Probably not, but that India is growing towards being a mature democracy is revealed through the fact that when this film was banned in India, there were scores of courageous people committed to truth who after a sustained campaign of protest screenings countrywide, petitions, both on-line and multi-city signature letters to the Government managed to get the Censor Board ban lifted. Also, when the government-backed Mumbai International Film Festival rejected Sharma's documentary, other filmmakers boycotted the festival; and film actor and director Girish Karnad withdrew as chairman of the national jury. Then the Campaign against Censorship organized a parallel festival, 'Vikalp: Films for Freedom', to screen the documentary and to provide a platform to show solidarity to the cause of Freedom of Expression.

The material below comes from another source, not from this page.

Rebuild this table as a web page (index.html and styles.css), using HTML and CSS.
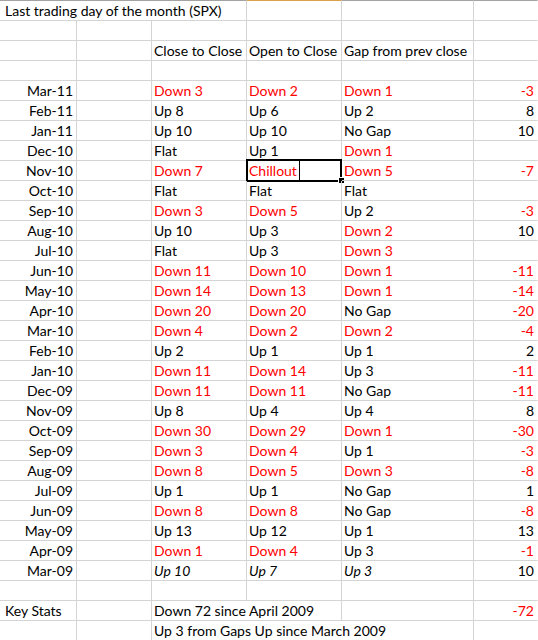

(We, in our fledgling democracy, instead of imitating only the song and dance rituals of Indian commercial cinema, might learn the socio-political consciousness and intellectual dedication of our neighbour's filmmakers in the parallel film industry. Instead of abdicating the powerful medium of film to crass commercialists, we the educated and privileged should use socially motivated filmmaking to reach and teach our people.)

The only weapon against the politics of manipulation, deceit, hypocrisy, hatred and violence is the voice of enlightened people. The proof of a healthy democracy is in allowing every voice, even the voice of dissent to be heard. I salute Sharma for stepping further and giving voice to the voiceless.